ML: Currently, Toyota is catering mainly to the premium and executive segments. With the Ethios, you will be entering a new segment. What is the projected market share you plan to achieve this year?
SS:
With the Ethios, which is a hatchback and sedan, we are entering the B segment (passenger car market) this year, and this is a growing segment. In the first year, we are looking at a volume of around 70,000 vehicles. We are looking to increase our overall market share in the passenger car segment from 3% to 10% by 2015.

ML: With the construction of your second unit underway, how many units are you planning to produce in India?
SS:
We are putting up a second plant with an investment of more than Rs3,000 crore. This plant is under construction; we are going to manufacture the compact car there. The production will start in December 2010 in Bidadi. Currently it (the facility) is being built to produce 70,000 cars per year, but it can expand to 2,00,000 cars per year.

ML: Do you feel any pressure on your profits from your Indian operations?
SS:
For earning profits, everyone, including our company, is under pressure. I don’t think profits will be huge as only volumes will generate good profits. All of us are under pressure in terms of getting the required margins. {break}

ML: Many companies like Hyundai are using India as a manufacturing and export hub. Do you also have plans to use India as an export hub?
SS:
Though it’s not easy, it certainly makes sense exporting cars—especially compact cars—from India, because you really want to be competitive in the domestic market and you also need to export vehicles to get economies of scale. We will be exporting compact cars from here. The vehicle will be the Ethios. But initially, we would like to cater to Indian markets, and then we will export the vehicle. When and where (these exports will take place) has not yet been decided. As the demand grows in India, we will expand production capacity. At present, there is no plan to export the Corolla and Innova from India.

ML: On the export front, what are the similarities and differences between India and China that Toyota has identified?
SS:
I think it (manufacturing and exporting) is directly related to the domestic market potential. If you look at the Chinese market, it is huge. So when you have such large volumes and economies of scale, you can have much better localisation and competition. When you have such a large market, you will have many manufacturers in the same segment, resulting in a high level of competition in each segment. This forces you to give better services and response levels to customers. This, of course, is from the marketing perspective.

The auto sector helps the economy of a country as it plays an important role. That is why you see that in China, the auto sector’s manufacturing contribution to GDP is quite high as compared to India.

ML: Toyota launched the eco-friendly Prius hybrid car at the Auto Expo. But the price of this third generation car (about Rs26.55 lakh to Rs27.86 lakh) is still on the higher side. Do you think the Indian consumer, who looks for value-return, will go in for the Prius at this price?
SS:
Such cars will have a limited sales number. People who are environmentally conscious and who want to make a statement about it would go for this kind of technology. Even though the ownership and running costs of the Prius are on the lower side, we think that it will have limited potential for sales.

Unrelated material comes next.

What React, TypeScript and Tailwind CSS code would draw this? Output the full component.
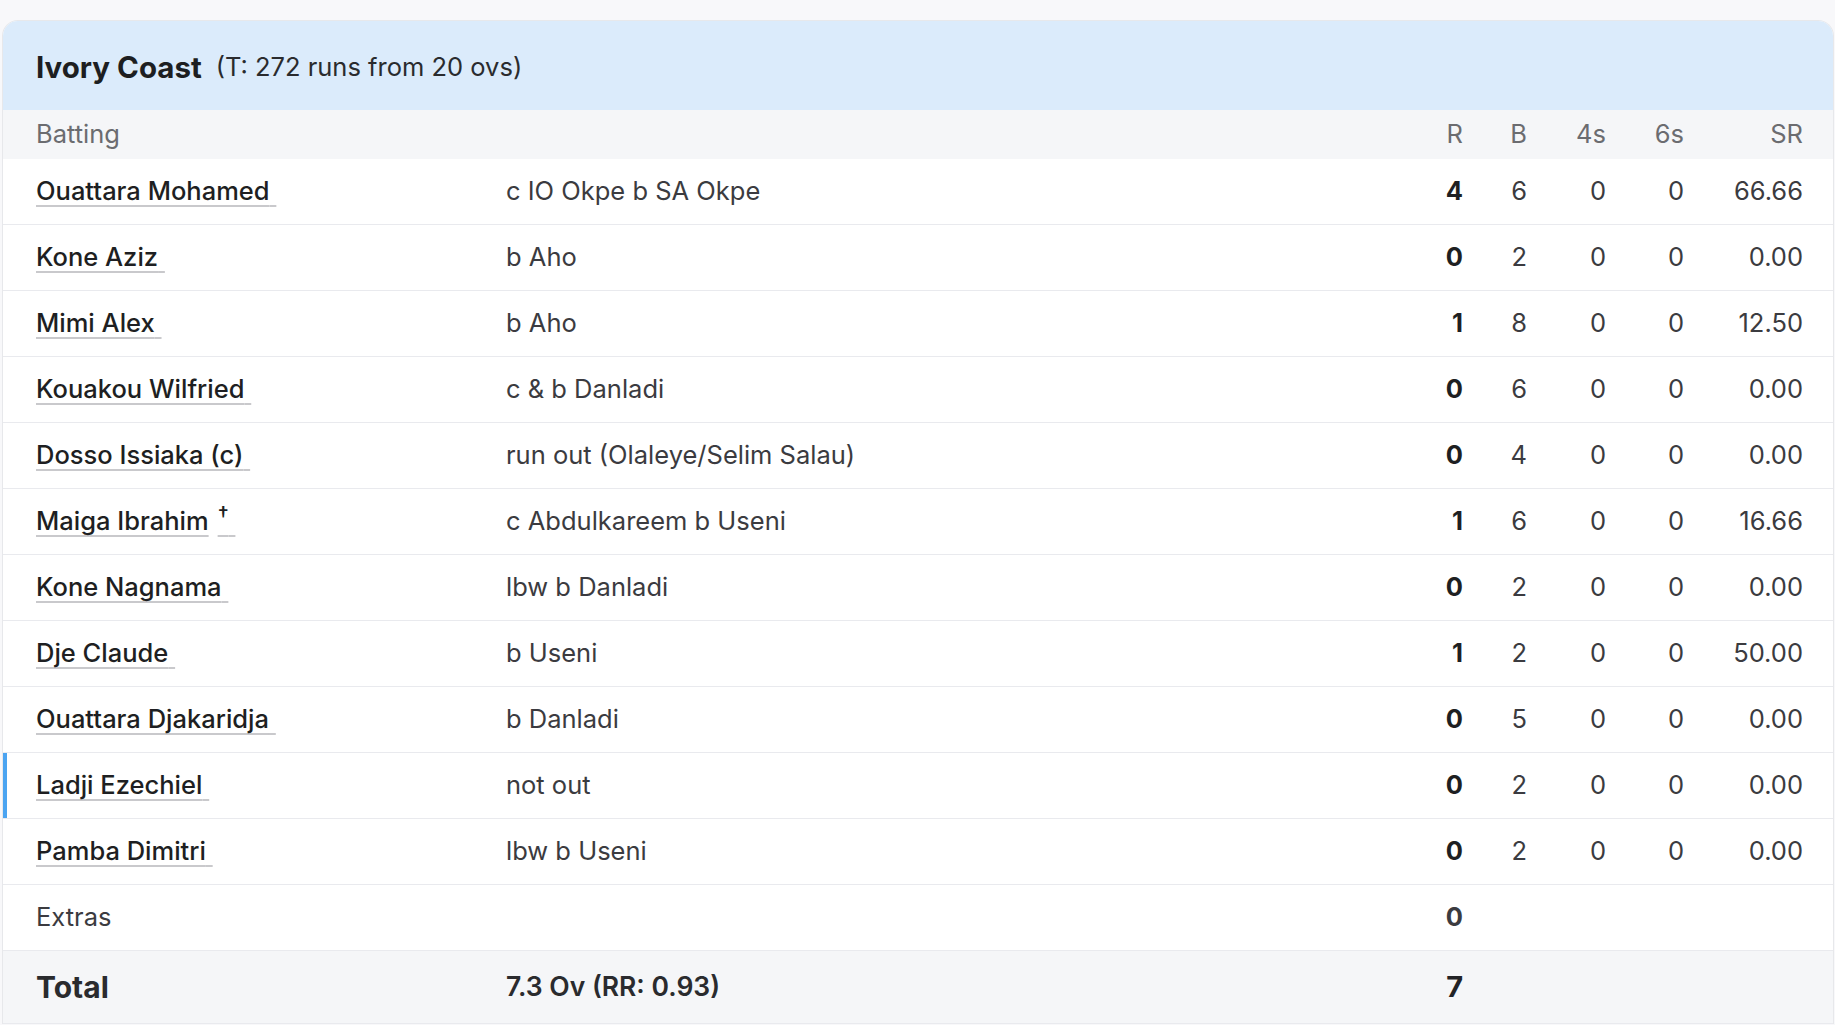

Now, talking about the price being on the higher side, first thing is that, since the Prius is imported as a completely built unit (CBU), it attracts an 85% customs duty. But we thought if you have to cross a certain price barrier, it would be better if you can add more features. So in the Prius, we have added more features to make it a value-for-money vehicle.

Secondly, if you were to do a market survey, environment consciousness in the Indian consumer still doesn’t exist. That is a reason why we are running a program like NDTV Greenathon. Our idea is not to sell many hybrid vehicles but to deliver a good environment to our customers and to the general public. It is our responsibility as well. With the eco-friendly vehicle, we just want to create awareness about the environment among people.

ML: Do you think the prices of such eco-friendly vehicles will come down?
SS:
The price of eco-friendly vehicles may come down, but it all depends on the Union government. In other parts of the world, we see governments giving relaxation and subsidies on hybrid vehicles in terms of duties and other taxes. We don’t see this happening in India as of now. But we have already put in a request to the government. The (response from) the union government has not been negative and we hope something will come up. If you were to ask me how long would it take for prices to drop, I would say about three to five years.

ML: What are the other new vehicles you are planning to launch in India?
SS:
This year we are not planning to launch any vehicles in India, because we have launched Prado and Prius; otherwise, the whole focus is on the launch of compact cars. This year we are preparing to launch our compact car and next year we are going to focus on establishing our position in the compact car segment.